Without rushing the tempo, Masur moulded the sublime Adagio in broad, expansive strokes, the players again responding as one. The strings were simply breathtaking, building up to the opulent, cathedral-like climax of the movement, with the grand, grand fortissimo enveloping every soul in the hall in its unapologetic bombast of absolute sound: liftoff. And then, the apocalyptic drop in dynamics from fff to ppp, with individual instruments voicing over barely-whispering strings. It was an intense, awe-inducing moment, a Brucknerian hallmark, brought to larger-than-life by Masur and Co.

The following Scherzo was fired with raw menace more than anything else, driven relentlessly by low strings and brasses. This was all the more accentuated by a gentle, illuminative Trio section, and I'll say this: in the spacious acoustic of the hall, the three-bar silence separating the Scherzo and Trio was just perfect. Leaving no note unturned and no phrase unexplored, Masur brought the journey to its noble apotheosis in a surefooted display of passion and poetry. This was glorious music accorded a sovereign performance, concluding in a veritable orgasm of sound that showed Singapore audiences what we really mean when we say world-class acoustics. The bar has been raised.
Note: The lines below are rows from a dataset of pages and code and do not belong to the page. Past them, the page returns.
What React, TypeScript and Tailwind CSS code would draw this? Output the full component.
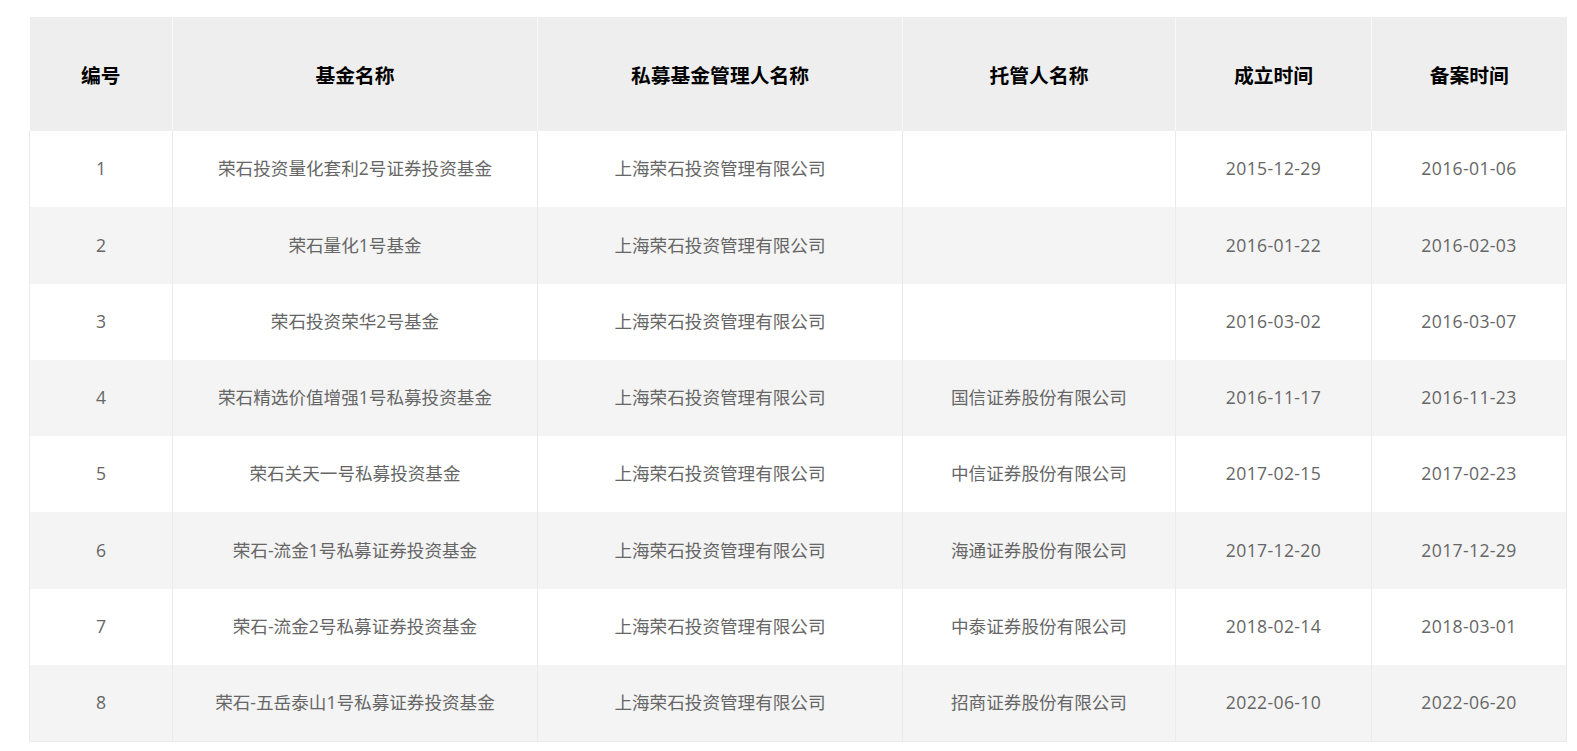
import React from "react";

const rows = [
  ["1", "荣石投资量化套利2号证券投资基金", "上海荣石投资管理有限公司", "", "2015-12-29", "2016-01-06"],
  ["2", "荣石量化1号基金", "上海荣石投资管理有限公司", "", "2016-01-22", "2016-02-03"],
  ["3", "荣石投资荣华2号基金", "上海荣石投资管理有限公司", "", "2016-03-02", "2016-03-07"],
  ["4", "荣石精选价值增强1号私募投资基金", "上海荣石投资管理有限公司", "国信证券股份有限公司", "2016-11-17", "2016-11-23"],
  ["5", "荣石关天一号私募投资基金", "上海荣石投资管理有限公司", "中信证券股份有限公司", "2017-02-15", "2017-02-23"],
  ["6", "荣石-流金1号私募证券投资基金", "上海荣石投资管理有限公司", "海通证券股份有限公司", "2017-12-20", "2017-12-29"],
  ["7", "荣石-流金2号私募证券投资基金", "上海荣石投资管理有限公司", "中泰证券股份有限公司", "2018-02-14", "2018-03-01"],
  ["8", "荣石-五岳泰山1号私募证券投资基金", "上海荣石投资管理有限公司", "招商证券股份有限公司", "2022-06-10", "2022-06-20"],
];

const headers = ["编号", "基金名称", "私募基金管理人名称", "托管人名称", "成立时间", "备案时间"];
const widths = ["w-[143px]", "w-[365px]", "w-[365px]", "w-[273px]", "w-[196px]", "w-[195px]"];

export default function App() {
  return (
    <div className="min-h-[751px] bg-white pt-[17px] pl-[29px]" style={{ fontFamily: '"Open Sans", "Noto Sans CJK SC", sans-serif' }}>
      <table className="table-fixed border-collapse w-[1538px]">
        <colgroup>
          {widths.map((w, i) => (
            <col key={i} className={w} />
          ))}
        </colgroup>
        <thead>
          <tr className="h-[114px] bg-[#eeeeee]">
            {headers.map((h, i) => (
              <th
                key={i}
                className={`pt-[3px] text-center align-middle text-[19.8px] font-bold text-black leading-none ${i > 0 ? "border-l border-[#f9f9f9]" : ""}`}
              >
                {h}
              </th>
            ))}
          </tr>
        </thead>
        <tbody>
          {rows.map((r, ri) => (
            <tr key={ri} className={`h-[76.25px] ${ri % 2 === 1 ? "bg-[#f4f4f4]" : "bg-white"}`}>
              {r.map((c, ci) => (
                <td
                  key={ci}
                  className={`text-center align-middle text-[17.6px] text-[#666666] leading-none border-[#eaeaea] ${ci >= 4 ? "tracking-[0.35px]" : ""} ${ci === 0 ? "border-l" : ""} border-r ${ri === rows.length - 1 ? "border-b" : ""}`}
                >
                  {c}
                </td>
              ))}
            </tr>
          ))}
        </tbody>
      </table>
    </div>
  );
}
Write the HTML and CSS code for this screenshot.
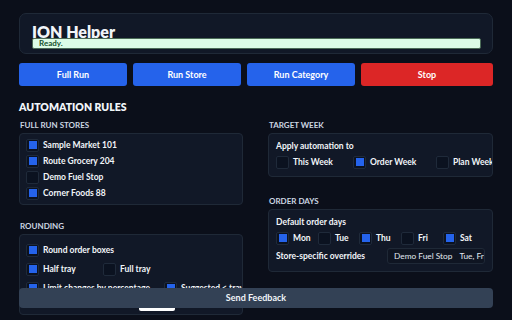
FILE: index.html
```html
<!DOCTYPE html>
<html lang="en">
<head>
    <meta charset="UTF-8">
    <meta name="viewport" content="width=device-width, initial-scale=1.0">
    <title>ION Helper</title>
    <link rel="stylesheet" href="styles.css">
</head>
<body>
    <!-- Header with status -->
    <header class="header">
        <h1>ION Helper</h1>
        <div class="status">Ready.</div>
    </header>

    <!-- Main actions -->
    <div class="actions">
        <button class="btn">Full Run</button>
        <button class="btn">Run Store</button>
        <button class="btn">Run Category</button>
        <button class="btn stop">Stop</button>
    </div>

    <h2>AUTOMATION RULES</h2>

    <div class="columns">
        <div class="col">
            <div class="section-title">FULL RUN STORES</div>
            <div class="card list">
                <label class="check"><span class="box on"></span>Sample Market 101</label>
                <label class="check"><span class="box on"></span>Route Grocery 204</label>
                <label class="check"><span class="box"></span>Demo Fuel Stop</label>
                <label class="check"><span class="box on"></span>Corner Foods 88</label>
            </div>

            <div class="section-title gap">ROUNDING</div>
            <div class="card rounding">
                <label class="check"><span class="box on"></span>Round order boxes</label>
                <div class="pair">
                    <label class="check"><span class="box on"></span>Half tray</label>
                    <label class="check"><span class="box"></span>Full tray</label>
                </div>
                <div class="pair wide">
                    <label class="check"><span class="box on"></span>Limit changes by percentage</label>
                    <label class="check"><span class="box on"></span>Suggested &lt; tray don't round</label>
                </div>
                <div class="field">
                    <span>Max change allowed (%):</span>
                    <input class="num" type="text" value="">
                </div>
            </div>
        </div>

        <div class="col">
            <div class="section-title">TARGET WEEK</div>
            <div class="card">
                <div class="card-label">Apply automation to</div>
                <div class="weeks">
                    <label class="check"><span class="box"></span>This Week</label>
                    <label class="check"><span class="box on"></span>Order Week</label>
                    <label class="check"><span class="box"></span>Plan Week</label>
                </div>
            </div>

            <div class="section-title gap2">ORDER DAYS</div>
            <div class="card">
                <div class="card-label">Default order days</div>
                <div class="days">
                    <label class="check"><span class="box on"></span>Mon</label>
                    <label class="check"><span class="box"></span>Tue</label>
                    <label class="check"><span class="box on"></span>Thu</label>
                    <label class="check"><span class="box"></span>Fri</label>
                    <label class="check"><span class="box on"></span>Sat</label>
                </div>
                <div class="overrides">
                    <span class="card-label">Store-specific overrides</span>
                    <div class="override-box">
                        <span>Demo Fuel Stop</span>
                        <span>Tue, Fri</span>
                    </div>
                </div>
            </div>
        </div>
    </div>

    <footer class="feedback">Send Feedback</footer>
</body>
</html>
```

FILE: styles.css
```css
body {
    font-family: Lato, "Noto Sans", sans-serif;
    background-color: #0b0f1a;
    color: #f1f5f9;
    margin: 0;
    padding: 13px 19px 40px 19px;
}
.header {
    background-color: #111827;
    border: 1px solid #1f2937;
    border-radius: 7px;
    padding: 9px 11px 4px 12px;
}
h1 {
    font-size: 16px;
    font-weight: 800;
    margin: 0;
    line-height: 17px;
    height: 15px;
}
.status {
    position: relative;
    background-color: #dcfce7;
    border: 1px solid #4b6b57;
    border-radius: 2px;
    color: #14532d;
    font-size: 8px;
    font-weight: bold;
    height: 9px;
    line-height: 9px;
    padding-left: 6px;
}
.actions {
    display: grid;
    grid-template-columns: 108px 108px 108px 1fr;
    gap: 6px;
    margin-top: 9px;
}
.btn {
    font-family: inherit;
    background-color: #2563eb;
    color: white;
    border: none;
    border-radius: 3px;
    height: 23px;
    font-size: 9px;
    font-weight: bold;
}
.stop {
    background-color: #dc2626;
}
h2 {
    font-size: 10.5px;
    font-weight: 800;
    margin: 14px 0 5px 0;
    line-height: 14px;
}
.columns {
    display: grid;
    grid-template-columns: 224px 225px;
    gap: 25px;
}
.section-title {
    font-size: 8px;
    font-weight: bold;
    color: #cbd5e1;
    line-height: 10px;
    margin-bottom: 3px;
    padding-left: 1px;
}
.col .section-title:first-child {
    margin-top: 1px;
}
.gap {
    margin-top: 16px;
}
.gap2 {
    margin-top: 19px;
}
.card {
    background-color: #111827;
    border: 1px solid #1f2937;
    border-radius: 4px;
    padding: 7px;
    overflow: hidden;
}
.list {
    display: flex;
    flex-direction: column;
    gap: 2px;
    padding: 4px 6px;
}
.check {
    display: flex;
    align-items: center;
    gap: 4px;
    font-size: 8.5px;
    font-weight: bold;
    white-space: nowrap;
    height: 14px;
}
.box {
    width: 13px;
    height: 13px;
    flex-shrink: 0;
    border: 1px solid #1f2a3a;
    border-radius: 2px;
    background-color: #0b1220;
    box-sizing: border-box;
    display: flex;
    align-items: center;
    justify-content: center;
}
.box.on::after {
    content: "";
    width: 8px;
    height: 8px;
    background-color: #2563eb;
}
.rounding {
    display: flex;
    flex-direction: column;
    gap: 5px;
    padding: 8px 6px 3px 6px;
}
.pair {
    display: grid;
    grid-template-columns: 77px 1fr;
}
.pair.wide {
    grid-template-columns: 138px 1fr;
}
.field {
    display: flex;
    align-items: center;
    gap: 20px;
    font-size: 8.5px;
    font-weight: bold;
    height: 16px;
    margin-top: -5px;
}
.num {
    width: 36px;
    height: 14px;
    border: none;
    border-radius: 2px;
    background-color: #ffffff;
    padding: 0;
    margin-top: 2px;
}
.card-label {
    font-size: 8.5px;
    font-weight: bold;
    line-height: 11px;
}
.weeks {
    display: grid;
    grid-template-columns: 77px 83px 1fr;
    margin-top: 3px;
}
.days {
    display: grid;
    grid-template-columns: 42px 41px 42px 42px 1fr;
    margin-top: 3px;
}
.overrides {
    display: flex;
    align-items: center;
    justify-content: space-between;
    margin-top: 3px;
}
.override-box {
    display: flex;
    gap: 7px;
    border: 1px solid #1f2937;
    border-radius: 3px;
    background-color: #0f1522;
    padding: 2px 0 2px 6px;
    width: 90px;
    font-size: 8.3px;
    color: #e2e8f0;
    white-space: nowrap;
    overflow: hidden;
}
.feedback {
    position: fixed;
    left: 19px;
    right: 19px;
    bottom: 12px;
    height: 20px;
    line-height: 20px;
    background-color: #334155;
    border-radius: 4px;
    text-align: center;
    font-size: 9px;
    font-weight: bold;
}
```
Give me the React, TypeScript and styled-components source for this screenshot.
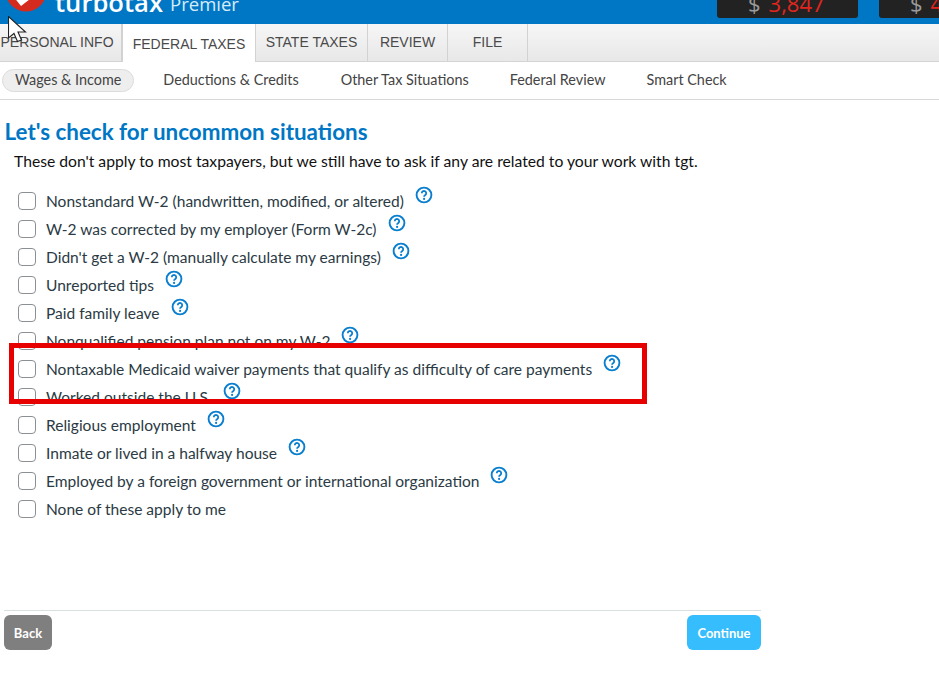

At the end of it all, I think it was the sheer capacity of Masur and the orchestra's ability to communicate so powerfully, that even the most dilettante audience member could not leave but unmoved, untransformed, untouched by what he or she had just experienced. This is the epitome of what great art is all about - the power of communication, of feeling and empathy, of shared experience, and not just for the well-heeled, either. An extraordinary concert for an extraordinary occasion.